As a final test of clinical relevance, the researchers looked at a cohort of 160 cytogenetically normal AML subjects for whom gene expression and survival data were available. For this analysis they used the LSC-R or HSC-R gene signature to divide the subjects into two equal groups, based on the median expression of the respective signatures in bulk AML bone marrow cells.

Both signatures negatively correlated with overall survival and event-free survival with a high degree of significance. Moreover, there was a significant negative correlation between the occurrence of complete remission and high expression of the LSC-R signature, and an almost significant negative correlation between complete remission occurrence and the HSC-R signature. “Our data demonstrate that high expression of stem cell expression signatures directly predicts patient survival in cytogenetically normal AML and, therefore, that variation in stem cell expression programs among subject samples is highly correlated with heterogeneity in disease outcome,” the team writes.

Of particular interest, multivariate analyses showed that the LSC-R and HSC-R signatures predicted overall and event-free survival independently of known molecular prognostic factors in cytogenetically normal patients, such as molecular risk status and CEBPA mutation. In fact, after subdividing the AML samples that were informative for molecular risk status, they found that each stem cell signature identified subsets of subjects with poor survival in both high molecular risk (HMR) group and low molecular risk (LMR) groups. “Thus, the LSC-R and HSC-R signatures can be used to separate patients currently identified as low risk into groups who respond well to standard therapy and those who may benefit from more intensive therapy, including stem cell transplant.”

The researchers state their studies provide evidence supporting the hierarchical organization of AML according to the CSC model, and support the notion that LSCs are not just artifacts of experimental xenograft models. Moreover, they suggest a similar investigative approach could be used to assess both the identity and clinical relevance of LSCs and CSCs from other leukemias and solid tumors.

“Our findings warrant validation in a large cohort and a clinical trial to test the LSC-R signature in the LMR subgroup,” they continue. “If our results are confirmed, poor-risk patients might benefit from more aggressive therapy such as allogeneic transplant or alternative therapy.”

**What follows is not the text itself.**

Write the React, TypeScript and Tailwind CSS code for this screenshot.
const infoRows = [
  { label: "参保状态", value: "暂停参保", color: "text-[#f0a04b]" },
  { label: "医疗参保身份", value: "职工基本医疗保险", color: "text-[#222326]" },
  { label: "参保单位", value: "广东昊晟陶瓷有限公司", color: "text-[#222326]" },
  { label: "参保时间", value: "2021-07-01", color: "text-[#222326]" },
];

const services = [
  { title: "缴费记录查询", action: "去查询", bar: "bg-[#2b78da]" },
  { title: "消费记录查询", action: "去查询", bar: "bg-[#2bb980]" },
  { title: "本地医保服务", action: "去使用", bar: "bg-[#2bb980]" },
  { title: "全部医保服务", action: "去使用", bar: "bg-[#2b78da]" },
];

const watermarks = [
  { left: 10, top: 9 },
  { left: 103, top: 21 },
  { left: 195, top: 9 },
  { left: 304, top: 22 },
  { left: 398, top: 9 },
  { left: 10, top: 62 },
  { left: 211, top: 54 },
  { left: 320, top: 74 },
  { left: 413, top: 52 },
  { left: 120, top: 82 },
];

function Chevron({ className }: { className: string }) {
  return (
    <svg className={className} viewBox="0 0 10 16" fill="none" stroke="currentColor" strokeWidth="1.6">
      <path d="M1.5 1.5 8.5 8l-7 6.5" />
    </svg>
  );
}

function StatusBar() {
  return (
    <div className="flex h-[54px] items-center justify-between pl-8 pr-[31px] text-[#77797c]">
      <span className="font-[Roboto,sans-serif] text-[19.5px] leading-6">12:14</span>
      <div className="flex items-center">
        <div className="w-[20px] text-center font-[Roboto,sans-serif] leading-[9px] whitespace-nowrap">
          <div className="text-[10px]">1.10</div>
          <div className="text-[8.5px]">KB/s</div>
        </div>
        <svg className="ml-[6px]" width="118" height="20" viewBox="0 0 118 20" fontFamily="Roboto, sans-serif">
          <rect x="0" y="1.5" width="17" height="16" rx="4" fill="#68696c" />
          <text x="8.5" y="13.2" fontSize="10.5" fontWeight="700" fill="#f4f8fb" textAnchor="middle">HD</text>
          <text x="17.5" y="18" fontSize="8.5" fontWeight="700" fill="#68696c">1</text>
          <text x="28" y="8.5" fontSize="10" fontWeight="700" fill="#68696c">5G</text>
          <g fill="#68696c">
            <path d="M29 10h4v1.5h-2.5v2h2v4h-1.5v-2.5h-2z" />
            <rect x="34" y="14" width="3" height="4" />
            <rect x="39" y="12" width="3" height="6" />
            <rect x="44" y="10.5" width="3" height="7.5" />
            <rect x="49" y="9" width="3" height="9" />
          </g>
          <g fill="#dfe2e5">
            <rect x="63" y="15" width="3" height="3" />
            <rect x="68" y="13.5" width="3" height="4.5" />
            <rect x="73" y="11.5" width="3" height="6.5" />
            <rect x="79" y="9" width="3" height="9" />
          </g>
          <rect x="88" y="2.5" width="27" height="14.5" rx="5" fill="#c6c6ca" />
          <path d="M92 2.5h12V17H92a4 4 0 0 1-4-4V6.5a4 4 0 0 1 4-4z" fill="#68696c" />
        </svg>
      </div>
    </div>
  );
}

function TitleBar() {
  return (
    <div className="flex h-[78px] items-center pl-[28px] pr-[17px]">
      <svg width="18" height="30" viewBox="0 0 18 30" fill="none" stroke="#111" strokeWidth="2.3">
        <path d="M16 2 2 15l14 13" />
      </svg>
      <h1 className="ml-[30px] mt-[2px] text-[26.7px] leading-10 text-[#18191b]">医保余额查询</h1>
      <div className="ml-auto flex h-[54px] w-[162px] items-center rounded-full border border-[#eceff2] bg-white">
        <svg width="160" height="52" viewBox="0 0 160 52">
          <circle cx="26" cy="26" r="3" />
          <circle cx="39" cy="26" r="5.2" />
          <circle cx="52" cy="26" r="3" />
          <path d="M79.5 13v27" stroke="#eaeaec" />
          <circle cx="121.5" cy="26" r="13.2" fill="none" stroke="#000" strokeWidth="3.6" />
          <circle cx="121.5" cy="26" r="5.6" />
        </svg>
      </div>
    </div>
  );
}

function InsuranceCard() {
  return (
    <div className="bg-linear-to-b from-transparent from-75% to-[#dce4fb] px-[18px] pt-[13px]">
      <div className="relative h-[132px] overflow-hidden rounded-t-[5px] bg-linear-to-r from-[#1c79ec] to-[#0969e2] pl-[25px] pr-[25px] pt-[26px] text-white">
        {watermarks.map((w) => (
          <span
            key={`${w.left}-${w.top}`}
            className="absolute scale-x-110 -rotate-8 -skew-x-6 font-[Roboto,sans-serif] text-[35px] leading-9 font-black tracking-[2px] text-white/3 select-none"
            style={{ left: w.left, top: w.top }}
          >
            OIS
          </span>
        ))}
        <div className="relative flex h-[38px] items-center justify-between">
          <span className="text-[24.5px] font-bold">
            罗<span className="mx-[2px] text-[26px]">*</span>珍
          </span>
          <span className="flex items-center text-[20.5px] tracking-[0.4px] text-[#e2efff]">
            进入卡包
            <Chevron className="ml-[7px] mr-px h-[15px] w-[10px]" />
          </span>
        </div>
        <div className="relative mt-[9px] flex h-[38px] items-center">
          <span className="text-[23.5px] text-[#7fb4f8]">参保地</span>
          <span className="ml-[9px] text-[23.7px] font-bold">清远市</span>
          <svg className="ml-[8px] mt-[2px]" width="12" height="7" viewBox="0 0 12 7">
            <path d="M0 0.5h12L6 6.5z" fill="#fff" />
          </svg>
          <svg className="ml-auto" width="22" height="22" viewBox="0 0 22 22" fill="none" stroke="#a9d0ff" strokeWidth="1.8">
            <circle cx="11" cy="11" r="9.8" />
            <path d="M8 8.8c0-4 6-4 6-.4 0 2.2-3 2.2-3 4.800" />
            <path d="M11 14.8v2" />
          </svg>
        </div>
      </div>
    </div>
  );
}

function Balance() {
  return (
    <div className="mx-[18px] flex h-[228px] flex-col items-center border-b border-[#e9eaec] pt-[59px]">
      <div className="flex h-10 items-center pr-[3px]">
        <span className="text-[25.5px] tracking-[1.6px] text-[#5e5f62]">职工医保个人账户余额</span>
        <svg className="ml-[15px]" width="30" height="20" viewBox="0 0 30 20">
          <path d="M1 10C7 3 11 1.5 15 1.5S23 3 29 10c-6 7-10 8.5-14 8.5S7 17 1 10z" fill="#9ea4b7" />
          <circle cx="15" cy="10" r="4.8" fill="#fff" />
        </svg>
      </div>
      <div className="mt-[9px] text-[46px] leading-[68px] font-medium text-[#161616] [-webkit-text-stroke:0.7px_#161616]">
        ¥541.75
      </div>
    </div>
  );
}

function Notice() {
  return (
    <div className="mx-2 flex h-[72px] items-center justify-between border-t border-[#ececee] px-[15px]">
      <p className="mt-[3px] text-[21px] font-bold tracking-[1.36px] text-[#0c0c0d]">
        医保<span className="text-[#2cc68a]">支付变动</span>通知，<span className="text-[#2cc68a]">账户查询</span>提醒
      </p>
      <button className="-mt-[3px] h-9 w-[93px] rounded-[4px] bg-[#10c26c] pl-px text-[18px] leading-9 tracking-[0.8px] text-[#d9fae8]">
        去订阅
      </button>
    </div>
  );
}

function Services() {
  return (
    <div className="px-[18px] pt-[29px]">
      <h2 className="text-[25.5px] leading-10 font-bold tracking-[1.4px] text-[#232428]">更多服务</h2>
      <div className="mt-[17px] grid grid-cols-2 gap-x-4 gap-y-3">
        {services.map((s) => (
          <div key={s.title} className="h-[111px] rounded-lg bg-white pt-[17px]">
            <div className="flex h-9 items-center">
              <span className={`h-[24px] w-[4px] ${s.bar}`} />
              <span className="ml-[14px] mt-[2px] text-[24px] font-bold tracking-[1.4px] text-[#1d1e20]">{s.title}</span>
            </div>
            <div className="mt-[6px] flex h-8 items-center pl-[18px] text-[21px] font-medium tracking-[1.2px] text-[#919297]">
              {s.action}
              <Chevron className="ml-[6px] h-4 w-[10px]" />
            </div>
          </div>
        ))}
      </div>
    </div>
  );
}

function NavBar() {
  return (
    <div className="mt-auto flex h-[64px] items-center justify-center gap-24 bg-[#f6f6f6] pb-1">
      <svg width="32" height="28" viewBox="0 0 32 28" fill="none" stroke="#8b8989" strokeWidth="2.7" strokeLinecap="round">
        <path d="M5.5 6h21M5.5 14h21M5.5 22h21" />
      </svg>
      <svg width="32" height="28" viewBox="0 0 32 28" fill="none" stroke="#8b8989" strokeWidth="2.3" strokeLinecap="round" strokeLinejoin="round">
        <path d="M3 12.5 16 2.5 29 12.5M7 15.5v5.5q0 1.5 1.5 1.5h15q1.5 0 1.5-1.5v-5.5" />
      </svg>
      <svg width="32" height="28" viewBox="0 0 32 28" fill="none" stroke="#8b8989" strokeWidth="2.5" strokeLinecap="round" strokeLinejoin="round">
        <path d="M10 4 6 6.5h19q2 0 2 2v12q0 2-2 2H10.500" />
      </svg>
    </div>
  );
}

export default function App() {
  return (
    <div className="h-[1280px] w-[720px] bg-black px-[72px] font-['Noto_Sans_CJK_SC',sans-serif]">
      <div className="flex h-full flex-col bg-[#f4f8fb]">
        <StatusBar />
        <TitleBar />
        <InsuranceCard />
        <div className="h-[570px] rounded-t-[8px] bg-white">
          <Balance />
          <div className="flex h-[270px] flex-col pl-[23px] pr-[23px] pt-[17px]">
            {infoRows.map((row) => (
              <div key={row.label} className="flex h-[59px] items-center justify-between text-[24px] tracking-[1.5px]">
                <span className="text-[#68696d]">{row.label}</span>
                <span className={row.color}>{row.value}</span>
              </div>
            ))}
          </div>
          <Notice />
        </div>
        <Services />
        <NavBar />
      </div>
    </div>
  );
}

The authors admit that they found it rather counterintuitive that a stem cell signature could be detected in unsorted samples containing a very small population of LSCs, and in which the vast majority of cells are differentiated non-LSC blasts. This, they remark, suggests that stem cell expression programs persist in these blasts at a population level, even though no individual blast retains the full repertoire or expression level of stem cell genes.